Extensions of braid group representations to the monoid of singular braids
Valeriy G. Bardakov, Nafaa Chbili, Tatyana A. Kozlovskaya
Abstract
Given a representation $\varphi \colon B_n \to G_n$ of the braid group $B_n$, $n \geq 2$ into a group $G_n$, we are considering the problem of whether it is possible to extend this representation to a representation $Φ\colon SM_n \to A_n$, where $SM_n$ is the singular braid monoid and $A_n$ is an associative algebra, in which the group of units contains $G_n$. We also investigate the possibility of extending the representation $Φ\colon SM_n \to A_n$ to a representation $\widetildeΦ \colon SB_n \to A_n$ of the singular braid group $SB_n$. On the other hand, given two linear representations $\varphi_1, \varphi_2 \colon H \to GL_m(\Bbbk)$ of a group $H$ into a general linear group over a field $\Bbbk$, we define the defect of one of these representations with respect to the other.
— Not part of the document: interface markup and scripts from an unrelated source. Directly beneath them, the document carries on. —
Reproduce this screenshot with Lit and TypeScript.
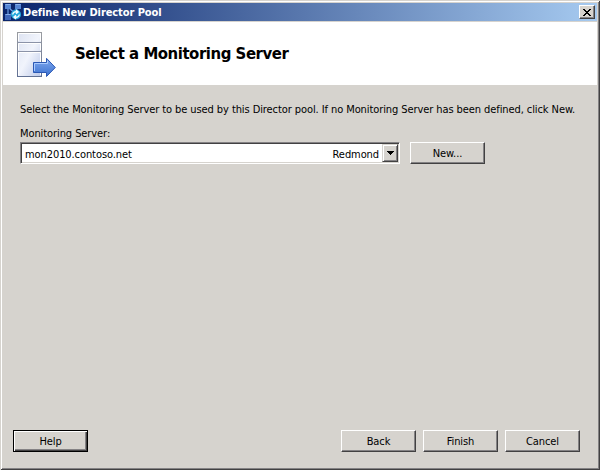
import { LitElement, html, css } from "lit";
import { customElement, property } from "lit/decorators.js";

@customElement("dialog-button")
class DialogButton extends LitElement {
  @property({ type: Boolean, reflect: true }) focused = false;
  static styles = css`
    :host { display: block; width: 75px; height: 22px; flex: none; }
    .face {
      box-sizing: border-box; width: 100%; height: 100%; padding: 1px 0 0;
      display: flex; align-items: center; justify-content: center;
      font: inherit; letter-spacing: inherit; color: #000; background: #d6d3ce; border-radius: 0;
      border: 1px solid; border-color: #fff #424142 #424142 #fff;
      box-shadow: inset -1px -1px #848284;
    }
    :host([focused]) .face {
      border-color: #000;
      box-shadow: inset 1px 1px #fff, inset -1px -1px #424142, inset -2px -2px #848284;
    }
  `;
  render() {
    return html`<button class="face"><slot></slot></button>`;
  }
}

@customElement("app-root")
class AppRoot extends LitElement {
  static styles = css`
    :host {
      display: flex; flex-direction: column; box-sizing: border-box;
      width: 600px; height: 470px; padding: 3px;
      background: #d6d3ce;
      box-shadow: inset 1px 1px #d6d3ce, inset -1px -1px #424142,
        inset 2px 2px #fff, inset -2px -2px #848284;
      font: 11px/14px "DejaVu Sans Condensed", "DejaVu Sans", sans-serif;
      font-stretch: condensed; letter-spacing: -0.085px;
      color: #000; white-space: nowrap; overflow: hidden;
    }
    .title {
      display: flex; align-items: center; height: 18px; flex: none;
      padding: 0 2px; color: #fff; font-weight: bold;
      background: linear-gradient(90deg, #0a246a, #a6caf0);
    }
    .title-icon { width: 17px; height: 16px; margin-right: 1px; }
    .title-text { flex: 1; padding-top: 2px; }
    .close {
      box-sizing: border-box; width: 16px; height: 14px; padding: 0;
      display: flex; align-items: center; justify-content: center;
      background: #d6d3ce; border: 1px solid; border-color: #fff #424142 #424142 #fff;
      box-shadow: inset -1px -1px #848284;
    }
    .header {
      display: flex; align-items: center; height: 63px; flex: none; margin-top: 1px;
      background: #fff; box-sizing: border-box; padding-left: 13px;
    }
    .server { width: 42px; height: 48px; margin-top: 1px; }
    .heading {
      margin: 0 0 0 17px; padding-top: 1px; font-size: 16.6px; line-height: 20px;
      font-weight: bold; letter-spacing: -0.46px;
    }
    .content { flex: 1; padding: 18px 17px 0; }
    .label { margin-top: 10px; }
    .row { display: flex; gap: 10px; margin-top: 1px; }
    .combo {
      box-sizing: border-box; width: 380px; height: 22px; display: flex; align-items: center;
      background: #fff; border: 1px solid; border-color: #848284 #fff #fff #848284;
      box-shadow: inset 1px 1px #424142, inset -1px -1px #d6d3ce;
      padding: 1px 1px 1px 4px;
    }
    .value { flex: 1; padding-top: 3px; }
    .site { padding-top: 3px; margin-right: 3px; }
    .drop {
      box-sizing: border-box; width: 16px; height: 18px; display: flex;
      align-items: center; justify-content: center; background: #d6d3ce;
      border: 1px solid; border-color: #d6d3ce #424142 #424142 #d6d3ce;
      box-shadow: inset 1px 1px #fff, inset -1px -1px #848284;
    }
    .footer { display: flex; gap: 7px; padding: 0 17px 15px 10px; }
    .spacer { flex: 1; }
  `;
  render() {
    return html`
      <div class="title">
        <svg class="title-icon" viewBox="0 0 17 16">
          <path d="M4 4L13 12M13 4L4 12M3 4V12" stroke="#6f9fe4" stroke-width="1.2" />
          <rect x="0" y="0" width="6" height="5" fill="#5686d4" />
          <rect x="10" y="0" width="6" height="5" fill="#5686d4" />
          <rect x="0" y="10" width="6" height="6" fill="#3f66b8" />
          <path d="M.5 .5H5.5M10.5 .5H15.5M.5 10.5H5.5" stroke="#86aeea" />
          <circle cx="11" cy="10.5" r="5" fill="#22a9dc" />
          <path d="M7.7 10.5C8 8 10 7.4 12 7.8M11 6l2 2-2 1.6M14.3 10.5C14 13 12 13.6 10 13.2M11 15l-2-2 2-1.6"
            fill="none" stroke="#f4fdff" stroke-width="1.4" />
        </svg>
        <span class="title-text">Define New Director Pool</span>
        <button class="close" aria-label="Close">
          <svg width="8" height="7" viewBox="0 0 8 7" shape-rendering="crispEdges">
            <path d="M0 0h2v1h1v1h2V1h1V0h2v1H7v1H6v1H5v1h1v1h1v1h1v1H6V6H5V5H3v1H2v1H0V6h1V5h1V4h1V3H2V2H1V1H0z" />
          </svg>
        </button>
      </div>
      <div class="header">
        <svg class="server" viewBox="0 0 42 48">
          <defs>
            <linearGradient id="body" x2="1" y2="1"><stop stop-color="#dce2f1" /><stop offset=".5" stop-color="#f1f4fc" /><stop offset="1" stop-color="#bac7e8" /></linearGradient>
            <linearGradient id="edge" x2="0" y2="1"><stop stop-color="#9b9da2" /><stop offset="1" stop-color="#607093" /></linearGradient>
            <linearGradient id="arrow" x2="0" y2="1"><stop stop-color="#82aaf0" /><stop offset="1" stop-color="#3970cf" /></linearGradient>
          </defs>
          <rect x="1.5" y="2.5" width="24" height="44" fill="url(#body)" stroke="url(#edge)" />
          <path d="M2.5 11V3.5H24.5V11M2.5 20V13.5H24.5V20M2.5 45V22.5H24.5V45" fill="none" stroke="#fff" />
          <path d="M2 12.5H25M2 21.5H25" stroke="#8b93a8" />
          <path d="M17.5 32.5H30.5V28.3L39.3 37.5L30.5 46.5V42.5H17.5Z" fill="url(#arrow)" stroke="#2b58b4" />
          <path d="M18.5 41V33.5H31.5V30.8" fill="none" stroke="#a9caff" />
        </svg>
        <h1 class="heading">Select a Monitoring Server</h1>
      </div>
      <div class="content">
        <div class="intro">Select the Monitoring Server to be used by this Director pool. If no Monitoring Server has been defined, click New.</div>
        <div class="label">Monitoring Server:</div>
        <div class="row">
          <div class="combo">
            <span class="value">mon2010.contoso.net</span>
            <span class="site">Redmond</span>
            <span class="drop"><svg width="7" height="4" viewBox="0 0 7 4" shape-rendering="crispEdges"><path d="M0 0h7v1H6v1H5v1H4v1H3V3H2V2H1V1H0z" /></svg></span>
          </div>
          <dialog-button>New...</dialog-button>
        </div>
      </div>
      <div class="footer">
        <dialog-button focused>Help</dialog-button>
        <span class="spacer"></span>
        <dialog-button>Back</dialog-button>
        <dialog-button>Finish</dialog-button>
        <dialog-button>Cancel</dialog-button>
      </div>
    `;
  }
}
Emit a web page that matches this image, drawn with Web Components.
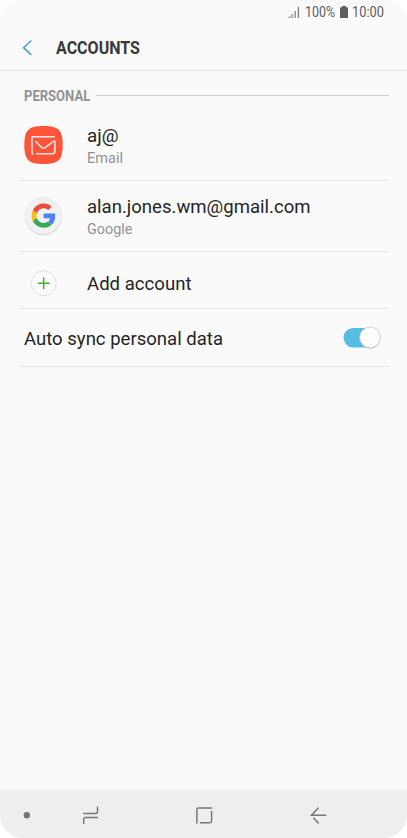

Furthermore, we construct a linear representation of $SB_n$ which is an extension of the Lawrence-Krammer-Bigelow representation (LKBR) and compute the defect of this extension with respect to the exterior product of two extensions of the Burau representation. Finally, we discuss how to derive an invariant of classical links from the Lawrence-Krammer-Bigelow representation.